- Church: Roman Catholic Church
- Archdiocese: Archdiocese of Accra
- Province: Accra
- Appointed: 14 February 2023
- Installed: 19 April 2023
- Other post: Titular Bishop of Fesseë

Orders
- Ordination: 18 July 1992
- Consecration: 19 April 2023 by Henryk Mieczysław Jagodziński

Personal details
- Born: November 24, 1964 (age 61) Accra, Ghana
- Denomination: Roman Catholic

= John Kobina Louis =

John Kobina Louis (born 24 November 1964) is a Ghanaian prelate of the Roman Catholic Church who serves as the Auxiliary Bishop of the Archdiocese of Accra. He was appointed on 14 February 2023 and consecrated on 19 April 2023. He also holds the title of Titular Bishop of Fesseë.

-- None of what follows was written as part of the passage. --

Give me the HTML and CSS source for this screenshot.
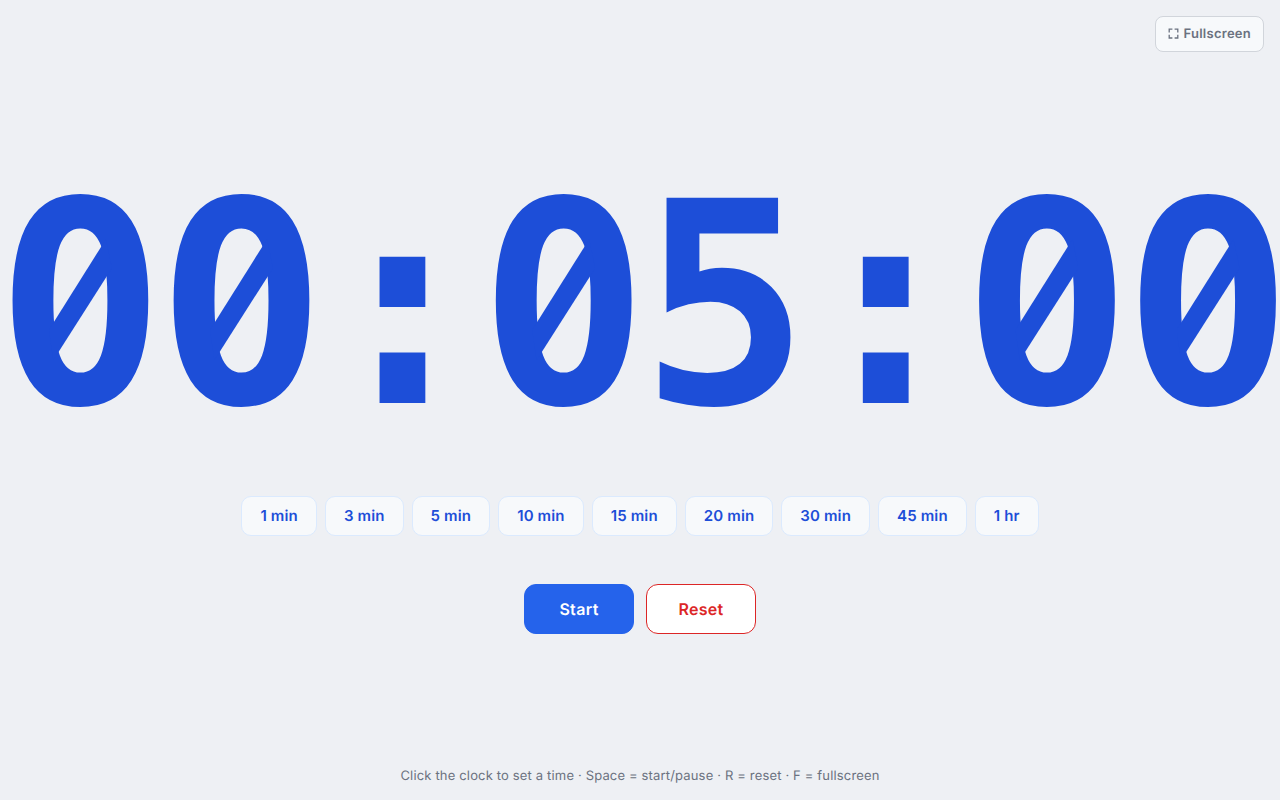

== Early life and priesthood ==
John Kobina Louis was born in Accra, Ghana, on 24 November 1964. He was ordained a priest on 18 July 1992 for the Archdiocese of Accra. Before his appointment as bishop, he served in various capacities within the archdiocese, including as Vicar General of the Archdiocese of Accra.

=== Pastoral assignments ===
Throughout his priestly ministry, Louis served in various parishes and held key positions in the archdiocese:

Assistant Parish Priest, Our Lady of Mercy (OLAM) Parish, Tema (1992–1995): Assigned to OLAM Parish in Community 1, Tema, where he also ministered to St. Joseph the Worker Church (Community 8), St. Peter's Church (Tema New Town), and St. Michael's Church (Michel Camp).
Priest-in-Charge, St. Joseph the Worker Parish, Tema (1992–1998): Oversaw the parish's development before becoming its full parish priest.
Parish Priest, St. Joseph the Worker Parish, Tema (1998–2002): Led the parish's pastoral and administrative work.
Associate Administrator, Holy Spirit Cathedral, Accra (2004–2006): Assisted in managing the cathedral's operations and pastoral activities.
Cathedral Administrator, Holy Spirit Cathedral, Accra (2006–2010): Oversaw all aspects of the cathedral's administration and liturgical functions.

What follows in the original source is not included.